Ten years after he made the purchase, the property turned out to be a terrible investment. Aside from paying over $1,000 for strata, the property’s value went up from $340,000 to only around $400,000 and is still negatively geared.
Fortunately, he got a good tenant shortly after the development was finished. The good negative gearing from depreciation also acted as a ‘saving grace’.
Due to the bad purchase, he was held back from investing for a long time – long enough to discourage him to continue his investment journey.
“I thought, ‘Oh, property investing sucks. I’m just hemorrhaging in terms of the repayments and it hasn’t gone up in value,’” he said.
However, six years later, he found himself purchasing another property in Sydney's Macquarie Park. This time, he knew the fundamentals he should be looking for – the property was five minutes away from the university and near a major shopping centre. There is also a new train line going to the suburb.
Barely six years after he bought the asset for $420,000 in 2010, the property is now valued at around $700,000 to $750,000.
Mr Xia said: “It’s never vacant.
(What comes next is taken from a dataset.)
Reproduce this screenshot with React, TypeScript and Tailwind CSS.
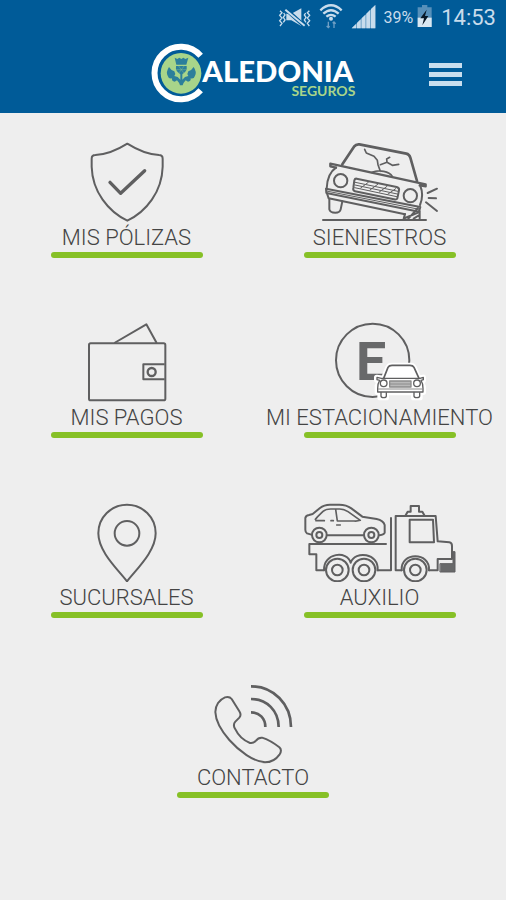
import type { ReactNode } from "react";

interface MenuItem {
    label: string;
    href: string;
    icon: ReactNode;
}

function IconoPoliza() {
    return (
        <svg viewBox="21 36 480 240" className="h-20 w-40" fill="none" stroke="#5f5f60" strokeWidth="6" strokeLinejoin="round" strokeLinecap="round">
            <path d="M262 41C235 58 198 74 166 75Q155 75 155 86V110C157 185 205 245 262 272C319 245 366 185 368 110V86Q368 75 357 75C328 74 289 58 262 41Z" />
            <path d="M210 157L242 190L314 122" strokeWidth="10" />
        </svg>
    );
}

function IconoSiniestro() {
    return (
        <svg viewBox="30 36 480 240" className="h-20 w-40" fill="none" stroke="#5f5f60" strokeWidth="6" strokeLinejoin="round" strokeLinecap="round">
            {/* techo y parabrisas */}
            <path d="M157 103L192 50Q198 42 208 43L349 71Q358 73 361 83L381 153" strokeWidth="8" />
            <path d="M224 58L229 69L252 79L262 91L264 104L271 124M271 104L291 97L290 87L299 82M291 97L307 106L326 103M246 127Q262 120 281 124Q300 128 307 139" strokeWidth="5" />
            {/* carroceria */}
            <path d="M121 101L407 163M121 101V109L138 113M407 163V169L389 166" strokeWidth="7" />
            <path d="M138 113C117 127 111 148 110 176M391 168C399 187 397 208 390 225" />
            <path d="M108 176L391 231L387 245L109 189Z" />
            <path d="M109 183L388 238" strokeWidth="3" />
            <path d="M111 190L116 205L345 253" />
            <path d="M200 146L320 171Q329 174 327 181L322 205Q320 210 312 208L195 184Q188 181 190 174L193 151Q195 145 200 146Z" />
            <path d="M196 157L324 184M195 165L322 192M194 173L320 200" strokeWidth="3" />
            <path d="M212 174L235 157M240 180L263 163M268 186L291 169M293 193L317 176" strokeWidth="3" />
            <circle cx="152" cy="152" r="20" fill="#eee" />
            <circle cx="361" cy="197" r="20" fill="#eee" />
            {/* ruedas */}
            <path d="M118 206V238Q120 248 136 248Q150 248 152 238L157 214" />
            <path d="M345 252L341 266M389 244V266M345 264L386 247M355 266L384 234M371 266L388 255" />
            <path d="M99 270H408" />
            <path d="M413 189L441 176M416 204L438 205M408 217L441 243" />
        </svg>
    );
}

function IconoPagos() {
    return (
        <svg viewBox="21 36 480 240" className="h-20 w-40" fill="none" stroke="#5f5f60" strokeWidth="6" strokeLinejoin="round">
            <rect x="147" y="100" width="229" height="171" rx="5" />
            <path d="M223 99L319 43L350 99" />
            <path d="M374 163H310V208H374" />
            <circle cx="335" cy="186" r="12" strokeWidth="7" />
        </svg>
    );
}

function IconoEstacionamiento() {
    return (
        <svg viewBox="120 36 480 240" className="h-20 w-40" fill="none" stroke="#5f5f60" strokeWidth="6" strokeLinejoin="round" strokeLinecap="round">
            <circle cx="338" cy="151" r="110" />
            <text x="288" y="210" fontSize="161" fontWeight="700" fontFamily="Roboto, sans-serif" fill="#68696a" stroke="none">E</text>
            {/* borde blanco del auto */}
            <path d="M371 205L384 172Q387 166 396 166H450Q459 166 462 172L477 205L490 202V212L484 218L490 230V247H480V263H461V248H379V263H360V247H352V228L358 216L350 210V202Z" fill="#fff" stroke="#fff" strokeWidth="16" />
            <path d="M371 205L384 172Q387 166 396 166H450Q459 166 462 172L477 205" strokeWidth="5" />
            <path d="M366 205H480M364 205L351 202V209L359 211M480 205L490 202V209L484 211M359 211Q353 220 353 235V246H489V235Q489 220 483 211" strokeWidth="4" />
            <path d="M363 247V258Q363 263 371 263Q379 263 379 258V248M462 247V258Q462 263 470 263Q479 263 479 258V248" strokeWidth="4" />
            <rect x="389" y="213" width="64" height="18" fill="#b9b9b9" stroke="#8c8c8c" strokeWidth="4" />
            <path d="M390 222H452M355 237H487" stroke="#8c8c8c" strokeWidth="3" />
            <circle cx="371" cy="220" r="10" fill="#fff" strokeWidth="4" />
            <circle cx="471" cy="220" r="10" fill="#fff" strokeWidth="4" />
        </svg>
    );
}

function IconoSucursal() {
    return (
        <svg viewBox="21 36 480 240" className="h-20 w-40" fill="none" stroke="#5f5f60" strokeWidth="6" strokeLinejoin="round">
            <path d="M261 274C231 236 175 184 175 130A86 86 0 0 1 347 130C347 184 291 236 261 274Z" />
            <circle cx="261" cy="130" r="37" />
        </svg>
    );
}

function IconoAuxilio() {
    return (
        <svg viewBox="30 36 480 240" className="h-20 w-40" fill="none" stroke="#5f5f60" strokeWidth="6" strokeLinejoin="round" strokeLinecap="round">
            {/* auto remolcado */}
            <path d="M64 134L51 130Q46 127 46 119V84Q47 77 57 75L68 72L90 54Q102 44 120 44H148Q169 44 184 55L217 80L260 87Q280 91 284 105V128Q283 134 268 136M112 136H220" />
            <path d="M76 88L83 80L99 64Q107 57 122 57H149Q163 57 174 65L211 91Q202 94 192 93H142L137 58M78 92H103M123 92H130M140 105H151" strokeWidth="5" />
            <circle cx="88" cy="135" r="22" />
            <circle cx="88" cy="135" r="9" />
            <circle cx="244" cy="135" r="22" />
            <circle cx="244" cy="135" r="9" />
            {/* plataforma */}
            <path d="M288 162H58V193H79V241H102M263 241H303V84" />
            <path d="M102 241C100 187 172 181 182 218C195 181 267 188 263 241" />
            <circle cx="142" cy="240" r="34" fill="#eee" />
            <circle cx="142" cy="240" r="16" />
            <circle cx="222" cy="240" r="34" fill="#eee" />
            <circle cx="222" cy="240" r="16" />
            {/* cabina */}
            <path d="M335 241H317V78H437L443 154L478 157Q486 158 486 168V207H443V241H417" />
            <path d="M335 241C331 185 421 185 417 241" />
            <path d="M347 76L353 65H362V48H387V65H397L403 76" />
            <path d="M359 89H429L432 157H359Z" />
            <circle cx="376" cy="240" r="34" fill="#eee" />
            <circle cx="376" cy="240" r="16" />
            <path d="M451 221H489V185H495V246H451Z" fill="#68696a" strokeWidth="3" />
        </svg>
    );
}

function IconoContacto() {
    return (
        <svg viewBox="9 36 480 240" className="h-20 w-40 overflow-visible" fill="none" stroke="#5f5f60" strokeWidth="6" strokeLinejoin="round">
            <path d="M185 87L208 124Q215 135 208 143L196 155Q188 164 195 176C204 195 222 212 240 219Q250 221 258 212Q265 202 276 203C289 207 314 221 328 232Q337 240 329 253C317 270 303 277 285 277C251 275 207 243 178 210C152 180 137 154 136 126C136 106 148 89 165 82Q178 78 185 87Z" />
            <path d="M243 49C310 49 363 102 363 171M243 87C290 87 326 122 326 171M243 127C268 127 286 145 286 171" strokeWidth="8" />
        </svg>
    );
}

function Logo() {
    return (
        <svg viewBox="30 24 618 180" className="h-15 w-[206px] overflow-visible" role="img" aria-label="Caledonia Seguros">
            <path d="M182 59A79 79 0 1 0 182 163" fill="none" stroke="#fff" strokeWidth="18" />
            <circle cx="123" cy="112" r="61" fill="#a8d58a" />
            {/* cardo */}
            <g fill="#2c7f9b">
                <path d="M104 65L112 69L118 65L124 69L130 65L136 69L145 65L139 86H109Z" />
                <path d="M108 90H140Q143 108 124 116Q105 108 108 90Z" />
                <path d="M121 114H127V131Q134 121 145 120Q140 113 145 106Q155 103 161 93Q171 108 165 119Q162 130 152 127Q153 137 144 137L137 133Q131 139 128 148H120Q117 139 111 133L104 137Q95 137 96 127Q86 130 83 119Q77 108 87 93Q93 103 103 106Q108 113 103 120Q114 121 121 131Z" />
            </g>
            <path d="M109 101H139M115 89L133 113M133 89L115 113" stroke="#a8d58a" strokeWidth="1" />
            <text x="187" y="138" fontSize="88" fontWeight="900" fontFamily="Lato, sans-serif" fill="#fff">ALEDONIA</text>
            <text x="646" y="179" textAnchor="end" fontSize="42" fontWeight="700" fontFamily="Lato, sans-serif" fill="#a8d58a">SEGUROS</text>
        </svg>
    );
}

function BarraEstado() {
    return (
        <div className="flex h-9 items-center justify-end gap-2 pr-[10px] text-[#c8dcec]">
            <svg viewBox="54 0 99 108" className="h-9 w-[33px]" fill="none" stroke="currentColor" strokeWidth="5">
                <path d="M79 41H94L124 25V78L94 61H79Z" fill="currentColor" stroke="none" />
                <path d="M74 25L134 79" stroke="#005b98" strokeWidth="12" />
                <path d="M76 29L134 77" strokeWidth="6" />
                <path d="M60 32L66 38L59 46L66 54L59 62L66 70L60 78M71 39L75 45L70 52L75 60L70 67M148 32L142 38L149 46L142 54L149 62L142 70L148 78M137 39L133 45L138 52L133 60L138 67" strokeWidth="4" />
            </svg>
            <svg viewBox="174 0 72 108" className="h-9 w-6" fill="none" stroke="currentColor" strokeWidth="7">
                <path d="M178 31Q210 1 242 31M187 41Q210 20 233 41M196 50Q210 39 224 50" />
                <circle cx="210" cy="56" r="6" fill="currentColor" stroke="none" />
                <path d="M202 65V83M197 78L202 83L206 79M219 84V66M215 70L219 66L224 71" stroke="#6f9fc4" strokeWidth="4" />
            </svg>
            <svg viewBox="270 0 75 108" className="h-9 w-[25px]" fill="currentColor">
                <path d="M272 85L285 72V85ZM288 69L299 58V85H288ZM302 55L313 44V85H302ZM316 41L327 30V85H316ZM330 27L343 15V85H330Z" />
                <path d="M272 85L343 15V85Z" opacity="0.55" />
            </svg>
            <span className="font-[Roboto,sans-serif] text-base leading-5">39%</span>
            <svg viewBox="471 0 48 108" className="-ml-1 h-9 w-4">
                <path d="M486 15H502V22H515V81H473V22H486Z" fill="#5790ba" />
                <path d="M473 53H515V81H473Z" fill="#d9e8f2" />
                <path d="M500 29L481 55H492L487 76L505 48H495Z" fill="#071726" />
            </svg>
            <span className="font-[Roboto,sans-serif] text-[22px] leading-6">14:53</span>
        </div>
    );
}

const opciones: MenuItem[] = [
    { label: "MIS PÓLIZAS", href: "#polizas", icon: <IconoPoliza /> },
    { label: "SIENIESTROS", href: "#siniestros", icon: <IconoSiniestro /> },
    { label: "MIS PAGOS", href: "#pagos", icon: <IconoPagos /> },
    { label: "MI ESTACIONAMIENTO", href: "#estacionamiento", icon: <IconoEstacionamiento /> },
    { label: "SUCURSALES", href: "#sucursales", icon: <IconoSucursal /> },
    { label: "AUXILIO", href: "#auxilio", icon: <IconoAuxilio /> },
    { label: "CONTACTO", href: "#contacto", icon: <IconoContacto /> },
];

export default function App() {
    return (
        <div className="min-h-screen bg-[#eeeeee] font-[Roboto,sans-serif]">
            {/* Header */}
            <header className="bg-[#005b98] pb-px">
                <BarraEstado />
                <div className="grid h-[76px] grid-cols-[1fr_auto_1fr] items-center">
                    <div />
                    <Logo />
                    <button
                        type="button"
                        aria-label="Abrir menú"
                        className="mr-11 flex w-[33px] flex-col gap-1 justify-self-end"
                    >
                        <span className="h-[5px] w-full bg-[#c9deee]" />
                        <span className="h-[5px] w-full bg-[#c9deee]" />
                        <span className="h-[5px] w-full bg-[#c9deee]" />
                    </button>
                </div>
            </header>

            {/* Opciones */}
            <nav className="grid grid-cols-2 gap-y-16 pt-[29px] pb-10">
                {opciones.map((item) => (
                    <a
                        key={item.href}
                        href={item.href}
                        className="flex flex-col items-center last:odd:col-span-2"
                    >
                        {item.icon}
                        <span className="pt-[2px] text-[22px] leading-7 font-light whitespace-nowrap text-[#444444]">
                            {item.label}
                        </span>
                        <span className="h-[6px] w-[152px] rounded-full bg-[#86c026]" />
                    </a>
                ))}
            </nav>
        </div>
    );
}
There’s a little bit vacancy over the Christmas period when students go overseas, but as an investment property, that’s probably the one that really set me up,” Mr Xia said.
Since then, he has continuously purchased properties across Australia and most of them have gone up in value, particularly those located in Sydney and Brisbane.
Within six years since his second purchase, he was able to grow his portfolio to 13 properties. Two years later, in 2018, he proudly holds 20 properties worth $9.7 million to his name, with nearly $4 million in equity.
"It’s not too shabby considering that five years ago, in 2013, I started with only two properties," the investor highlighted.
Strategies
In between his second and 14th purchase, Mr Xia decided to quit his job in market research and established his own mortgage broking business with the help of his own mortgage broker, who also served as his mentor.
Being self-employed hit his serviceability, so after his acquiring his 13th property, he opted to sit on his hands for two years and focused on growing his business.
“The passive income I had from my properties gave me the courage to quit work and focus on the business in the last two years. It also gave me the serviceability to pull out equity and use that equity to buy again. A lot of it comes down to buying properties that look after themselves,” according to Mr Xia.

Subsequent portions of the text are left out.